The state Supreme Court, which establishes the judicial conduct rules, should nudge the Judicial Conduct Commission to defend the rules before the Sixth U.S. Circuit Court of Appeals.
After all, as Thapar wrote, the Sixth Circuit has already recognized Kentucky’s compelling interest in “diminishing reliance on political parties in judicial selection.” It nonetheless struck down a rule against judge candidates revealing their party affiliation.
Last year, the U.S. Supreme Court said the choice to elect judges, as 39 states do, does not compel those states “to compromise public confidence” in their judges’ integrity. Chief Justice John Roberts broke with the conservatives to uphold Florida’s prohibition on judicial candidates directly soliciting contributions.
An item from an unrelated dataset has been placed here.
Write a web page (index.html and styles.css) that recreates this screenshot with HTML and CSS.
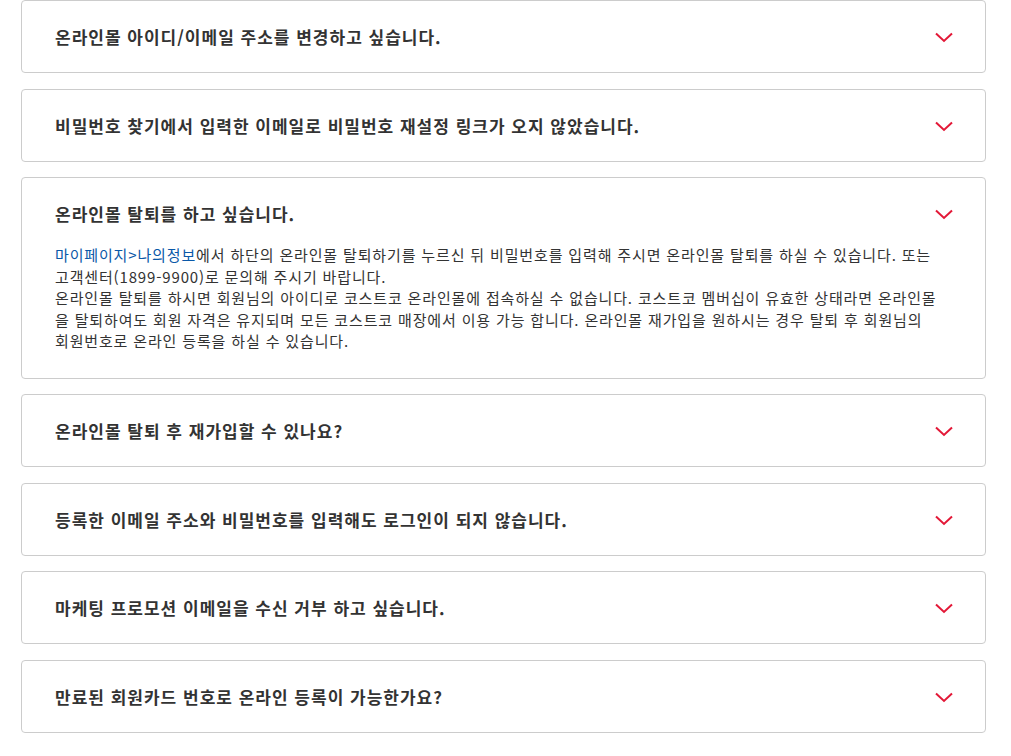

Roberts wrote: “The public may lack confidence in a judge's ability to administer justice without fear or favor if he comes to office by asking for favors.” Amen.
Two of the plaintiffs who were seeking to strike down the ban on solicitations — Robert Winter Jr. and Cameron Blau — are also plaintiffs in the case in which Thapar ruled and have lost races for judgeships in Northern Kentucky. Blau told Thapar that he wants to run for district judge in 2018 and ask the Campbell County Republican Party to endorse him and that he also wants to host Republican fundraisers.
Also challenging Kentucky’s judicial campaign rules is Allison Jones, who was appointed to the Court of Appeals by Gov. Steve Beshear and elected in 2014. The Judicial Conduct Commission is considering complaints against all three plaintiffs, but has not ruled, which makes the disputes a bit theoretical.
Here’s the realpolitik: Money pouring into judicial races, especially state Supreme Court races, from special interests and political parties is soaring. The big donors are looking for favorable rulings not impartial justice. Fortunately, Kentucky has been mostly immune to this trend. Also, Kentucky judge candidates by and large are voluntarily conducting their campaigns within traditional standards even when federal courts have vacated them.
Kentucky should do all it can to protect the judicial branch of government from raw, partisan politics because, as Thapar aptly wrote, “the judiciary collapses if the public loses faith in its integrity.”